Indicative costs (2026)
| Line item | AED / year |
|---|---|
| Initial DET registration (one-off) | 1,520 |
| Knowledge Dirham + Innovation Dirham | 20 |
| Annual licence renewal | 1,520 |
| Tourist Dirham (collected and remitted) | 10-20 AED / night by classification |
| Initial inspection (fire safety, equipment) | 800-1,200 |
2 · Tourist Dirham — how it works
DET imposes a per-room, per-night tourist tax that you collect from the guest and remit monthly. Amount depends on classification:
- Standard apartment: 10 AED / room / night
- Deluxe / Superior: 15 AED / room / night
- Luxury apartment / villa: 20 AED / room / night
For a 2-bed deluxe occupied 200 nights/year: 2 × 15 × 200 = 6,000 AED in collected & remitted tourist dirham. On average 3-5 % of gross revenue. Managed by your operator via the Dubai Tourism Dirham Reporting System.
3 · UAE side: rental income tax?
Short answer: no personal income tax in the UAE. No tax on rents, no capital gains tax, no real-estate wealth tax. One of the cornerstones of UAE's fiscal attractiveness.
Three nuances to know:
- Corporate tax (introduced 2023) — applies to companies above 375,000 AED of profit. If you hold the unit in your own name (non-resident individual), you're not concerned. If you hold via a UAE company exceeding the threshold, yes — but uncommon for a single-asset owner.
- VAT 5 % — short-term residential rental is VAT-exempt. VAT does apply to services (cleaning, concierge, laundry billed by your operator).

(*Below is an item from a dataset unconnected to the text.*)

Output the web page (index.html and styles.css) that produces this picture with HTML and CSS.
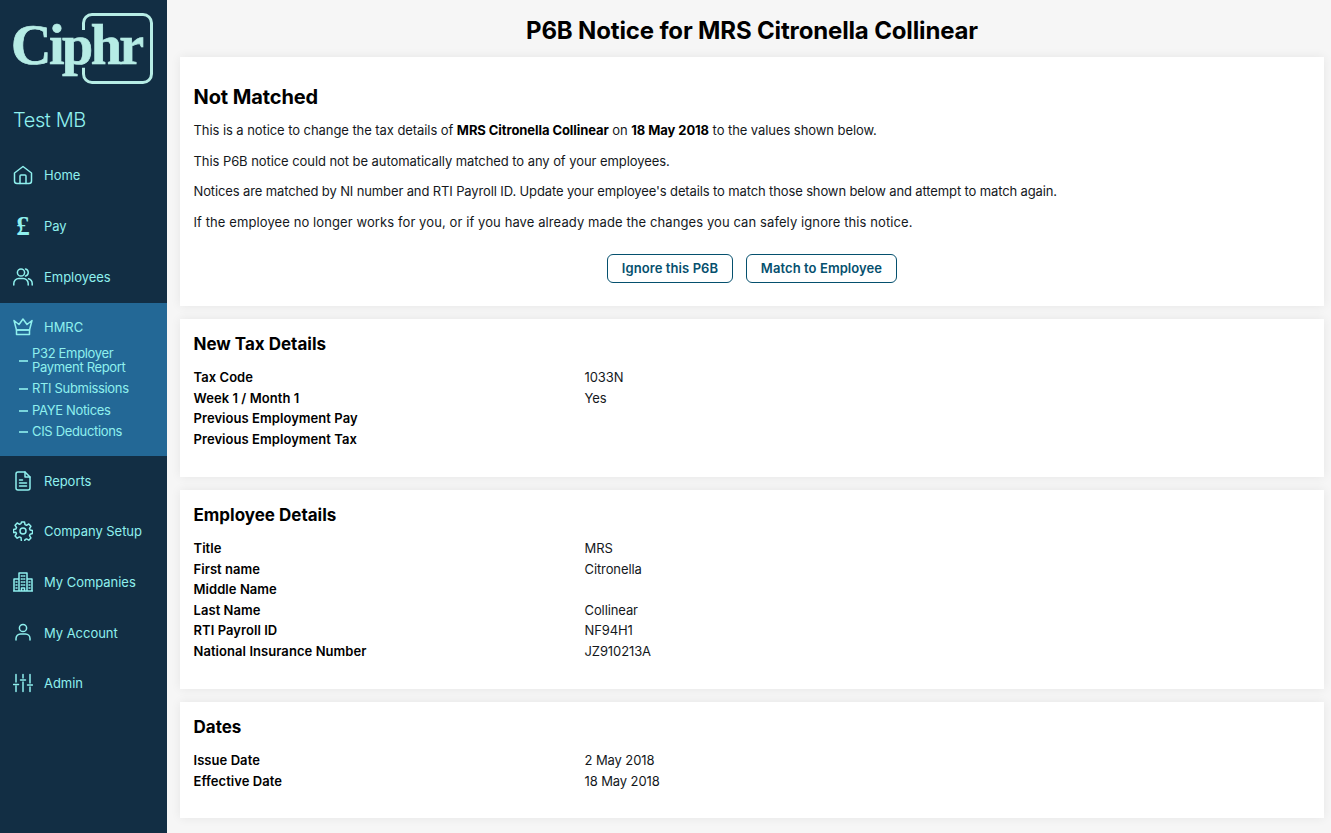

- DLD annual fee — you pay 4 % of equivalent annual rent in DLD service fees on freehold zone units (typically embedded in the building service charge). Not income tax, more of a cadastral fee.

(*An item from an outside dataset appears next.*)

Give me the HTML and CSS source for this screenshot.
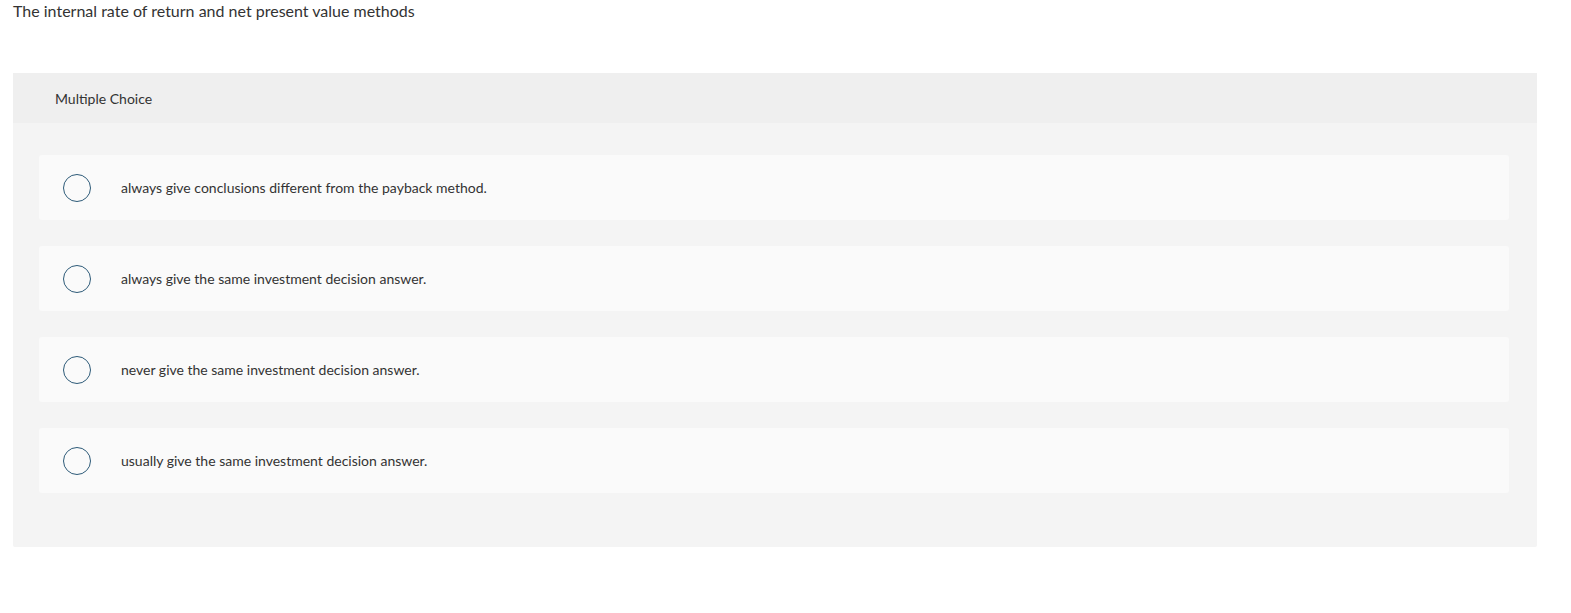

4 · Reporting at home — country by country
The tax treaty between the UAE and most European countries establishes that immovable property income is taxable in the State where the asset sits — therefore the UAE. But your home country retains a right to tax for fiscal residents.
If you're a French fiscal resident
Declare your Dubai rental income under "foreign-source property income" on form 2047. Per the convention, the income is in principle exempt in France but counted in the effective rate applicable to your other French income. In practice: your Dubai income isn't re-taxed but can push your French income into a higher marginal bracket.

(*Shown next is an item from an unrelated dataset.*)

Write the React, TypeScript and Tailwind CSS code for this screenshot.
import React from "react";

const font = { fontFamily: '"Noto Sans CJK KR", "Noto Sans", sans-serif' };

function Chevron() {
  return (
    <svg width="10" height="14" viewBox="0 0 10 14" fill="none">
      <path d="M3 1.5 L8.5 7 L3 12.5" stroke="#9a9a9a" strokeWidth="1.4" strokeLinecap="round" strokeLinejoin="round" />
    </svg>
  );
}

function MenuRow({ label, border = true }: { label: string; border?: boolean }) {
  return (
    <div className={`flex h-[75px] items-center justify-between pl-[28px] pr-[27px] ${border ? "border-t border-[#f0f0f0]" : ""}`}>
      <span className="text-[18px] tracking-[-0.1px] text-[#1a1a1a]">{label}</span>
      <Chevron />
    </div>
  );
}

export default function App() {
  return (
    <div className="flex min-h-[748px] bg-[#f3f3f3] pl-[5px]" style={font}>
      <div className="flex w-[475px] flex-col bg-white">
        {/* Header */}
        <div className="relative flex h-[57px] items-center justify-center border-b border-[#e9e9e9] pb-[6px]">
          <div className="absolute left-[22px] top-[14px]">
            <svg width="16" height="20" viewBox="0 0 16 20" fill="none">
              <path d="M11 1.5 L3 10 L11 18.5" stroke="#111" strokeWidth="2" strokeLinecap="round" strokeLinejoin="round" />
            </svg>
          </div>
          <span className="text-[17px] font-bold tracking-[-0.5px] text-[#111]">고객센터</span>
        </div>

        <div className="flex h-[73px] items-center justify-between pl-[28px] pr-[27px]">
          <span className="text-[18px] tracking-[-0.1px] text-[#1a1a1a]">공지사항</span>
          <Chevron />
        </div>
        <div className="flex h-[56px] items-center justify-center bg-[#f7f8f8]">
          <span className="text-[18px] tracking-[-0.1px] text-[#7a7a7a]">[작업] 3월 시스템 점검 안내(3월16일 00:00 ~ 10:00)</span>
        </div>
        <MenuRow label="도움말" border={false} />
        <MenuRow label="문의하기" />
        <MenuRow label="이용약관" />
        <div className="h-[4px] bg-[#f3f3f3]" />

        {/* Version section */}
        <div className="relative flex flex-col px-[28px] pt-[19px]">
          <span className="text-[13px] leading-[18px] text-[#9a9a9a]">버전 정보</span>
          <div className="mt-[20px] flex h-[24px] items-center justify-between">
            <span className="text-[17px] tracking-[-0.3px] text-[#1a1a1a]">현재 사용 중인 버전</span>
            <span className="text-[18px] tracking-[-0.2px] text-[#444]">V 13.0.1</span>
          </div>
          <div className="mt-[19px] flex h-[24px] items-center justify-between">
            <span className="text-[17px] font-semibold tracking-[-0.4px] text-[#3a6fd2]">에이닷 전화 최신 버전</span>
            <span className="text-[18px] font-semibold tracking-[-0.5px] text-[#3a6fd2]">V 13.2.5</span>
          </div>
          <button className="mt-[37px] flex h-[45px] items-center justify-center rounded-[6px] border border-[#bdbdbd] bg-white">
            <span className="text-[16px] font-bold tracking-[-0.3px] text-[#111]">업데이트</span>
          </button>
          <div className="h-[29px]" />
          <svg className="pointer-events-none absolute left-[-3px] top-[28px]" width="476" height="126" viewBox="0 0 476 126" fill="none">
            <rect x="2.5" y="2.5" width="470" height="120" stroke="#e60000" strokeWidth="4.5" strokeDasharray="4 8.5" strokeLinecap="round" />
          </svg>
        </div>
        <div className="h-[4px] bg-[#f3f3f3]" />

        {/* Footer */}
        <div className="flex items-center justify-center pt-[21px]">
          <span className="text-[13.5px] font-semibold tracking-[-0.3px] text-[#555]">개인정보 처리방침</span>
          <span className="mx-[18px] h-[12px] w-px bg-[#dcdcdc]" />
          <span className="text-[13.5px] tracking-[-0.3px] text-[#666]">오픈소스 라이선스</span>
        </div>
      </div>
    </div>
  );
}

Classic case: 100,000 € French income + 50,000 € Dubai equivalent. France calculates tax as if you had 150,000 € (higher marginal bracket), then applies that average rate to your 100,000 € French only. No double taxation but bracket effect.
If you're a UAE fiscal resident (Emirates ID + residence visa + 183+ days)
You no longer report in France provided you've effectively departed French fiscal residency. Dubai income is taxed neither in UAE nor France.
If you're Belgian / Swiss / British
Belgium: 1996 UAE-BE convention, similar mechanism (exemption with progressivity). Switzerland: 2011 convention, idem. UK: no tax treaty with UAE on property — UK residents must declare and pay UK income tax on Dubai rental net (with some loss-relief and depreciation rules).
This article gives a general framework. Consult a tax adviser before any positioning, especially if you combine Dubai rental with other foreign income or holding structures.
5 · CRS / FATCA / wealth declarations
The UAE participates in the Common Reporting Standard (CRS) since 2018. UAE bank accounts of foreign fiscal residents are automatically reported to the home tax authority. In practice: your UAE account fed by your Dubai rents is known to your home tax authority. Non-disclosure is no longer viable.
You typically also have to declare:
- Foreign bank accounts (annual filing, often by spring deadline).
- Foreign life insurance / wrappers.
- Real estate held abroad on wealth tax filings if applicable.
6 · Summary — the non-resident checklist
- Purchase in personal name (simplest) or via UAE company (complex, justified above 3-4 units).
- Set up DET licence via your operator (3-7 days).
- Open UAE bank account for net rent receipts (easier via operator referral or 10-year investor visa).
- Declare in your home country (3916 + 2047 in France, equivalents elsewhere).
- Renew DET licence yearly (60-day reminder from operator).